At the present time we understand that some 60 to 70 life guards and other supplementary personnel are hired and provide protection to the throngs of persons who enjoy the wonderful beaches at Stone Harbor. It is our understanding that as recently as 2021, the SHBP headquarters building of over 60 years at 95th Street was demolished and has been replaced with a modern and spacious $2.8 million two-story structure and was opened and operational beginning on Memorial Day and the start of the 2022 summer season. Due to the time and the limitations associated with the COVID pandemic, it appears right now that life guard recruitment as well as life guard retention have become problematic and life guard staffing needs continue to pose a real challenge going forward.

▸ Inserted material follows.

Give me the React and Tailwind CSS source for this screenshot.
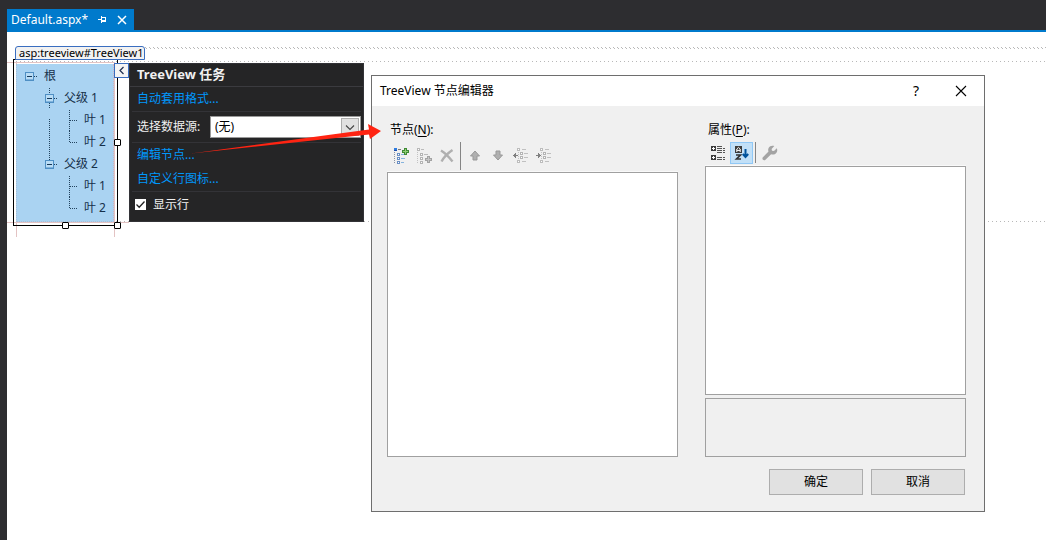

In conclusion, the Stone Harbor Beach Patrol has enjoyed a long and storied history over 110 years of providing the public with water safety protection. Kudos as well as great appreciation go out to all those trained and dedicated men and women who have proudly served and who will continue to serve as life guards at the seashore resort known as Stone Harbor, New Jersey!
Postscript: As an additional bonus to this article, the author is presenting 8 more modern or contemporary continental size post card images that were made available and sold between 2000 and 2017. All of these particular scenes are showing a highly recognizable and a very common and emblematic scene portraying picturesque views of not only Stone Harbor’s fine beaches but the very important and iconic life guard rescue/row boats along with the life guard’s elevated and movable stands. I hope you enjoyed this narrative account along with all these featured post cards.